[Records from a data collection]
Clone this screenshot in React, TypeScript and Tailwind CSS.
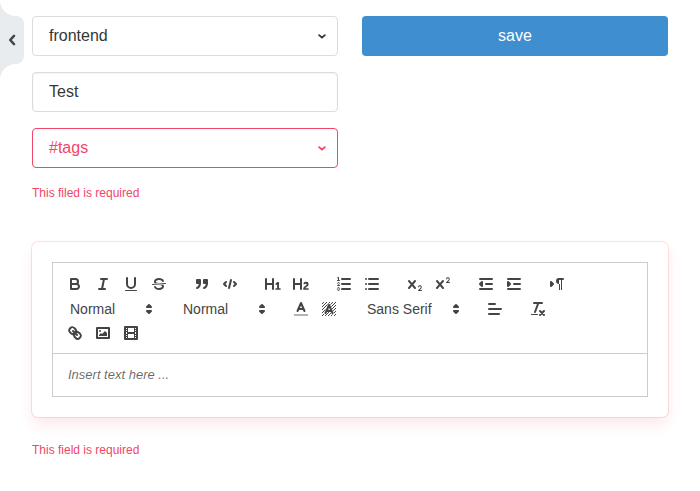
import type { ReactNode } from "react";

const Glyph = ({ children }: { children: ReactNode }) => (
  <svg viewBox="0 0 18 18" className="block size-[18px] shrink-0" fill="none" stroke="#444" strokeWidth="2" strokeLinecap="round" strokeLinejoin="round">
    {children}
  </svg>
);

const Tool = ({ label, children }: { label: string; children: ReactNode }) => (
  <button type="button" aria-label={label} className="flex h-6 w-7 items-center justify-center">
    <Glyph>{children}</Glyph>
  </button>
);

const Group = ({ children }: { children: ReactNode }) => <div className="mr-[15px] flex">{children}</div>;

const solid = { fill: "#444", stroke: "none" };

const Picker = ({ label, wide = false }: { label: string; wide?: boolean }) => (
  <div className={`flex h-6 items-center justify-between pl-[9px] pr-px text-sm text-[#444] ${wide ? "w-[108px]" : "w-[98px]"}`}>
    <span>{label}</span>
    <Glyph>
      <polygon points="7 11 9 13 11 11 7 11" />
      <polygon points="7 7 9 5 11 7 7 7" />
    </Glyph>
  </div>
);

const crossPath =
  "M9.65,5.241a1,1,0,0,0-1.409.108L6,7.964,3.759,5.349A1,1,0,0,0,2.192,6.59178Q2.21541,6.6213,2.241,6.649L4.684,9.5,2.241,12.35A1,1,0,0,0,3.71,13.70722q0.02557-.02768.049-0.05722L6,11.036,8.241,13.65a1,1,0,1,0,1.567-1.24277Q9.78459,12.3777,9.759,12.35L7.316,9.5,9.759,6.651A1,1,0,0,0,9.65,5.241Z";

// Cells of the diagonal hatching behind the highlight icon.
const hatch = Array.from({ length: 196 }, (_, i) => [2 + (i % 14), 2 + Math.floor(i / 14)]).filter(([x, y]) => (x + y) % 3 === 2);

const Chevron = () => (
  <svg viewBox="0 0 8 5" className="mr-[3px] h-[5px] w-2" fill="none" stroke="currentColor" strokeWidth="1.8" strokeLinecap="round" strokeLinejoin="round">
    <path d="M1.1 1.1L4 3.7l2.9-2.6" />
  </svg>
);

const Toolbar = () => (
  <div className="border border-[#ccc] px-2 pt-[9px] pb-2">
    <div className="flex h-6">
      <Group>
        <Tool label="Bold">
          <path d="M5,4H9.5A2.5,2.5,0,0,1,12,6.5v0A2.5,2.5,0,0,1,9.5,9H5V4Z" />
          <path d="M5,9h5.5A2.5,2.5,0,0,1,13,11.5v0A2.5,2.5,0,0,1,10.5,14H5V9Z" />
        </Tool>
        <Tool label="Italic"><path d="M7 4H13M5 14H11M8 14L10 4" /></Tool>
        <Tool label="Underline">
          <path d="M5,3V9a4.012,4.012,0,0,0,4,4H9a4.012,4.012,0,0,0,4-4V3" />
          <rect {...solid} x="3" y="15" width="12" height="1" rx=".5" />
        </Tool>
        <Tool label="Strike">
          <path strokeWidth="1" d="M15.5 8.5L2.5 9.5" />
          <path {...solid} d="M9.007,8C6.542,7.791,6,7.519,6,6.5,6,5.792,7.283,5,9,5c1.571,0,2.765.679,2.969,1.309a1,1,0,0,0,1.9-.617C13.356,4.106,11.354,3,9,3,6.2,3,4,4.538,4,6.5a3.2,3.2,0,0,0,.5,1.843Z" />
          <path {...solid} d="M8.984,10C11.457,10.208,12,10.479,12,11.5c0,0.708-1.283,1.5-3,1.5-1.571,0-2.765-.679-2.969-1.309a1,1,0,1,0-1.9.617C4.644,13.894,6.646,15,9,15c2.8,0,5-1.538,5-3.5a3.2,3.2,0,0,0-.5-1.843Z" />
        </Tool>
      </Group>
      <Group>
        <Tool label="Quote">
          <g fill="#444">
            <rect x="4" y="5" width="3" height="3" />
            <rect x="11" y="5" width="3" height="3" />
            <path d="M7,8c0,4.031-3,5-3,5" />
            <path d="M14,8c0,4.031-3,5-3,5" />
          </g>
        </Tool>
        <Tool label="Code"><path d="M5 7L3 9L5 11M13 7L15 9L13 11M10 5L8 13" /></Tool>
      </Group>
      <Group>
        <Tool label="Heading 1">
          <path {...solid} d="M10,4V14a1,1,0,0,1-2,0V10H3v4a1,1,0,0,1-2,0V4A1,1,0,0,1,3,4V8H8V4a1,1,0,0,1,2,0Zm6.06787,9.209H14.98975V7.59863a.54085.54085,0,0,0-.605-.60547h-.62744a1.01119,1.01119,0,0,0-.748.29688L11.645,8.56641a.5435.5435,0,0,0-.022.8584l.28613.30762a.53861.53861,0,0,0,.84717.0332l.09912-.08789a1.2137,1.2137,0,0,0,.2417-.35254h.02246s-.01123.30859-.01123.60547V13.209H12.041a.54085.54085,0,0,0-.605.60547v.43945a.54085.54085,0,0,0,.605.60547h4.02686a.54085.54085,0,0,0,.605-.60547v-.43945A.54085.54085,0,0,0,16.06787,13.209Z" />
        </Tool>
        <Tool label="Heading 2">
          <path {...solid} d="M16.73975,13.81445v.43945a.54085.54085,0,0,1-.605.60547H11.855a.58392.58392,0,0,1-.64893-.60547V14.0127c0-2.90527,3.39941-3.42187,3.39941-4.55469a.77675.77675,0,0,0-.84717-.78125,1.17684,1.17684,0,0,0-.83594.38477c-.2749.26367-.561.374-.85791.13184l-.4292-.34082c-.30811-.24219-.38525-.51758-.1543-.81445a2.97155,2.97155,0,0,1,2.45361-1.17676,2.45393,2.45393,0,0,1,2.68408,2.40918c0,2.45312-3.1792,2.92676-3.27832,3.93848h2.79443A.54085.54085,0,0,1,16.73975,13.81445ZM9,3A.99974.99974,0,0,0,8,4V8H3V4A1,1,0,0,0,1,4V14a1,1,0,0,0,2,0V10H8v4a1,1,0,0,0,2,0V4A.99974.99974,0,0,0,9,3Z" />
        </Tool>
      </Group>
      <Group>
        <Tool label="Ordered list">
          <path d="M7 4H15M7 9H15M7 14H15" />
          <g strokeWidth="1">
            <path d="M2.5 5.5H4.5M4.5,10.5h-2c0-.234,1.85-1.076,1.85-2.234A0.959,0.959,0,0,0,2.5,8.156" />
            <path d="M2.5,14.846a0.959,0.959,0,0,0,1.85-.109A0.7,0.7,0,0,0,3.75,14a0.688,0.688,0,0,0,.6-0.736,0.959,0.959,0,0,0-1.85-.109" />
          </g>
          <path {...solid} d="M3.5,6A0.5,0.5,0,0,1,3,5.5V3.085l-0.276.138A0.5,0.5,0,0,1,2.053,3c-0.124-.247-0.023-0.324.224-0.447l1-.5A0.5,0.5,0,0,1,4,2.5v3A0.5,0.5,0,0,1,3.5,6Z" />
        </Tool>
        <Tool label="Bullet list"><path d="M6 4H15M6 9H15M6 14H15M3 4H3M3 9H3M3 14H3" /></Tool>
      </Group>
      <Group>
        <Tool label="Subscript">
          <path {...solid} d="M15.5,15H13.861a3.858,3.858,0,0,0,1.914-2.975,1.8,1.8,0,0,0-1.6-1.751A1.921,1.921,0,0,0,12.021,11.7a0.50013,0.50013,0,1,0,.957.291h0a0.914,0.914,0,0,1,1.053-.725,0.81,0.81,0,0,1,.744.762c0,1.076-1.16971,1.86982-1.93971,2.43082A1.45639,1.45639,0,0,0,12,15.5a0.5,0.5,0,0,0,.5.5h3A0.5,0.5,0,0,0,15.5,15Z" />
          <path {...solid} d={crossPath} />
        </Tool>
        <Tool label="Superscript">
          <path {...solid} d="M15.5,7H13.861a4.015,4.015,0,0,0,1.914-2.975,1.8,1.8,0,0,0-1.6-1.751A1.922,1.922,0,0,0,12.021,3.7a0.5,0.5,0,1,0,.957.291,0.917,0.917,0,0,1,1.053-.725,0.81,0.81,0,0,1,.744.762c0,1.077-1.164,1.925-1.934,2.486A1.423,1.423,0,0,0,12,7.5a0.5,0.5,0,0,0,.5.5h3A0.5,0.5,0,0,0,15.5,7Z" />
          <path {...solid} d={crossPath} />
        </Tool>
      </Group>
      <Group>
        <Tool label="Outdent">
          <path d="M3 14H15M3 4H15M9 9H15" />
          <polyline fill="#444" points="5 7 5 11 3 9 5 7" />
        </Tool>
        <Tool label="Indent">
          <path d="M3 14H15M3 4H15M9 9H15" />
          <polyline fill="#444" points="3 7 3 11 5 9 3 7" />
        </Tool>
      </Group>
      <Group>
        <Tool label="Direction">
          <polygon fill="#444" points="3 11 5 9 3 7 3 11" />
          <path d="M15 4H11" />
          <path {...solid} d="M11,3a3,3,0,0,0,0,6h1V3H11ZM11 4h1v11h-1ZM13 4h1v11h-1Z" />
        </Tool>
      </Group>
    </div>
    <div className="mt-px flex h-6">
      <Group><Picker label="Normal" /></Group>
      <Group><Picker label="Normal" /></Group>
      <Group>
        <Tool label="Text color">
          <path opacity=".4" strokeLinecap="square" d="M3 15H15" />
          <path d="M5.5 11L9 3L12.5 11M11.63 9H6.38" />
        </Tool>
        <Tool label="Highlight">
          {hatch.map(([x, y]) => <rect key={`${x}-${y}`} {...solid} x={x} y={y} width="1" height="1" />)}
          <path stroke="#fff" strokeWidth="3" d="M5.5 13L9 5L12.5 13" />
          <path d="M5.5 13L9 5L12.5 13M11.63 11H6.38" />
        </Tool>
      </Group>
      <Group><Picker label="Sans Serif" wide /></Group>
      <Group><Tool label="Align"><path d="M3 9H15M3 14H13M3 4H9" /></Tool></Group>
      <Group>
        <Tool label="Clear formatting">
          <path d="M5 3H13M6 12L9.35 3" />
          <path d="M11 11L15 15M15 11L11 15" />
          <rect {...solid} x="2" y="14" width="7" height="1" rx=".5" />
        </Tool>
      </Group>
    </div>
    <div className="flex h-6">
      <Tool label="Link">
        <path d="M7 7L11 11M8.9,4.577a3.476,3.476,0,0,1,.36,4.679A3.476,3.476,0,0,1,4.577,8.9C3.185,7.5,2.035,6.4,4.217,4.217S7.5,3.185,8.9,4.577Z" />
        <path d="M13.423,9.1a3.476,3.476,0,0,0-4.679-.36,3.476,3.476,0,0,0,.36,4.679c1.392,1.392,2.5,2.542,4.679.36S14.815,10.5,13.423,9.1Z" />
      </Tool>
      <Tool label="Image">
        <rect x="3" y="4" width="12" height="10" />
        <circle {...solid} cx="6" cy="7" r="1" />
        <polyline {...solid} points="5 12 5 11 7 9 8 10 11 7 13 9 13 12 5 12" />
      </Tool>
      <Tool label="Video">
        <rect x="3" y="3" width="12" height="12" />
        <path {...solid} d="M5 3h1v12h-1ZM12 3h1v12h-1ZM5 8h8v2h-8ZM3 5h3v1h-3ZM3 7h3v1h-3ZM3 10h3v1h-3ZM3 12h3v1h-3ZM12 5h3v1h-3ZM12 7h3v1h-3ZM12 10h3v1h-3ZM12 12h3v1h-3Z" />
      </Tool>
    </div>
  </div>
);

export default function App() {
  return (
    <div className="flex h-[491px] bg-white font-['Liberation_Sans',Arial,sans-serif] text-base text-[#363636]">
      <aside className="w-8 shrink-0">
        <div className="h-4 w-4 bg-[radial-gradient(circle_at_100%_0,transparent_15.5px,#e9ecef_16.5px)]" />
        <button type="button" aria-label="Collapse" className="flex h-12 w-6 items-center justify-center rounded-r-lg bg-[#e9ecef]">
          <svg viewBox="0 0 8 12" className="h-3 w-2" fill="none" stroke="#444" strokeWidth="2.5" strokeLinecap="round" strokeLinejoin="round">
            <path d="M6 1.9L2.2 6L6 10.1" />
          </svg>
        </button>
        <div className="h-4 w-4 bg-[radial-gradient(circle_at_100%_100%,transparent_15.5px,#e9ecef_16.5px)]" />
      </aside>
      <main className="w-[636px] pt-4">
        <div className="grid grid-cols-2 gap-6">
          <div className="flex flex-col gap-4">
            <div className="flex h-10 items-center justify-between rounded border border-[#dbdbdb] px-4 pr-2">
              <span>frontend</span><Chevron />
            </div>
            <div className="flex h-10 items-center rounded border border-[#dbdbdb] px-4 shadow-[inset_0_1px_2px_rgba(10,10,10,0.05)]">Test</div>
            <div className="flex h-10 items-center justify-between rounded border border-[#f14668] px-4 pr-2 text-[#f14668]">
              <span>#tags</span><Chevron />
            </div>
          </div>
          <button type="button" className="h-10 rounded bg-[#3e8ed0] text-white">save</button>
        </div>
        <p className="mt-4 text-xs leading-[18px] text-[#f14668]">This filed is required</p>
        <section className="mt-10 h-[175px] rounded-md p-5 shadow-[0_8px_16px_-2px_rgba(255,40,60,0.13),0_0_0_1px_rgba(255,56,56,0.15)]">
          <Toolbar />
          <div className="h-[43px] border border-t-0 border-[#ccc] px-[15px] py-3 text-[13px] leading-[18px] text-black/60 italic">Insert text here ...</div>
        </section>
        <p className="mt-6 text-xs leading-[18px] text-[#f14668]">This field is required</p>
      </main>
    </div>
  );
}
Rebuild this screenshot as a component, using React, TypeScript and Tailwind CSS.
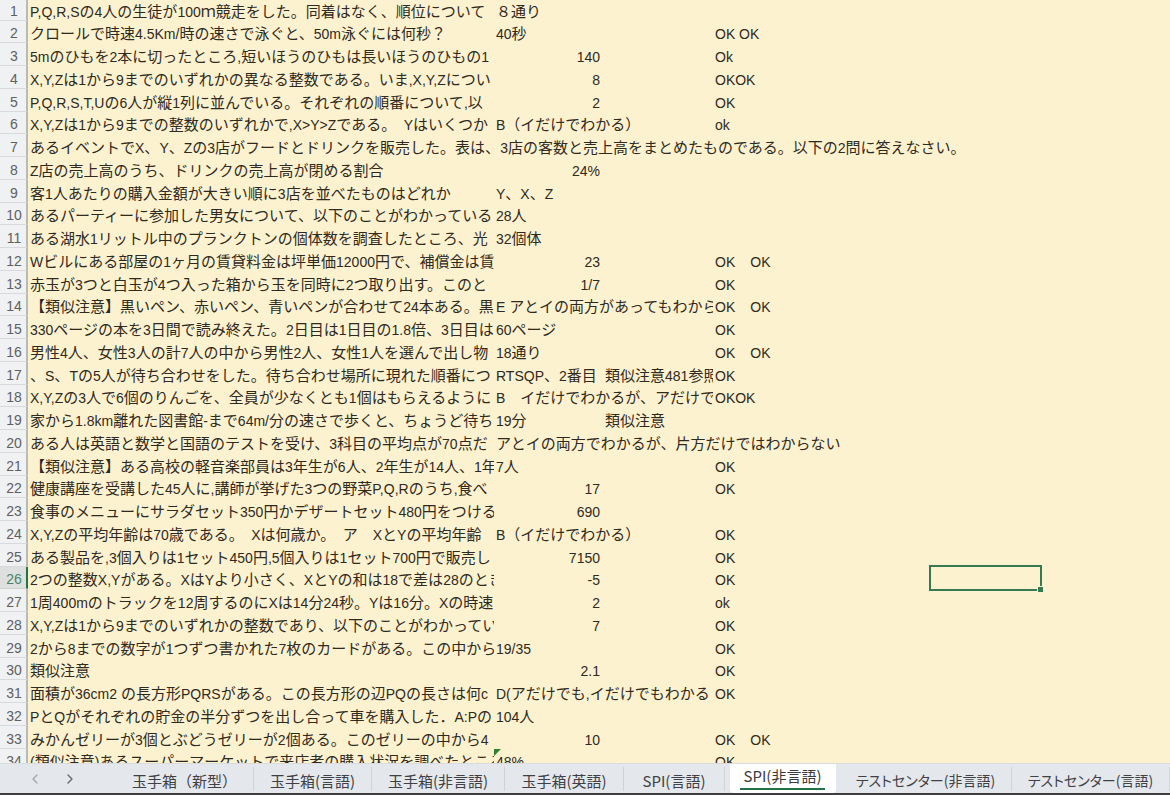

STATED EXERCISE:
Please give again the entries word for word, starting at the first line and ending with the line that contains "2 + Math.floor(i"; include both of those lines but none of the pictures.

REPLY:
Clone this screenshot in React, TypeScript and Tailwind CSS.
import type { ReactNode } from "react";

const Glyph = ({ children }: { children: ReactNode }) => (
  <svg viewBox="0 0 18 18" className="block size-[18px] shrink-0" fill="none" stroke="#444" strokeWidth="2" strokeLinecap="round" strokeLinejoin="round">
    {children}
  </svg>
);

const Tool = ({ label, children }: { label: string; children: ReactNode }) => (
  <button type="button" aria-label={label} className="flex h-6 w-7 items-center justify-center">
    <Glyph>{children}</Glyph>
  </button>
);

const Group = ({ children }: { children: ReactNode }) => <div className="mr-[15px] flex">{children}</div>;

const solid = { fill: "#444", stroke: "none" };

const Picker = ({ label, wide = false }: { label: string; wide?: boolean }) => (
  <div className={`flex h-6 items-center justify-between pl-[9px] pr-px text-sm text-[#444] ${wide ? "w-[108px]" : "w-[98px]"}`}>
    <span>{label}</span>
    <Glyph>
      <polygon points="7 11 9 13 11 11 7 11" />
      <polygon points="7 7 9 5 11 7 7 7" />
    </Glyph>
  </div>
);

const crossPath =
  "M9.65,5.241a1,1,0,0,0-1.409.108L6,7.964,3.759,5.349A1,1,0,0,0,2.192,6.59178Q2.21541,6.6213,2.241,6.649L4.684,9.5,2.241,12.35A1,1,0,0,0,3.71,13.70722q0.02557-.02768.049-0.05722L6,11.036,8.241,13.65a1,1,0,1,0,1.567-1.24277Q9.78459,12.3777,9.759,12.35L7.316,9.5,9.759,6.651A1,1,0,0,0,9.65,5.241Z";

// Cells of the diagonal hatching behind the highlight icon.
const hatch = Array.from({ length: 196 }, (_, i) => [2 + (i % 14), 2 + Math.floor(i / 14)]).filter(([x, y]) => (x + y) % 3 === 2);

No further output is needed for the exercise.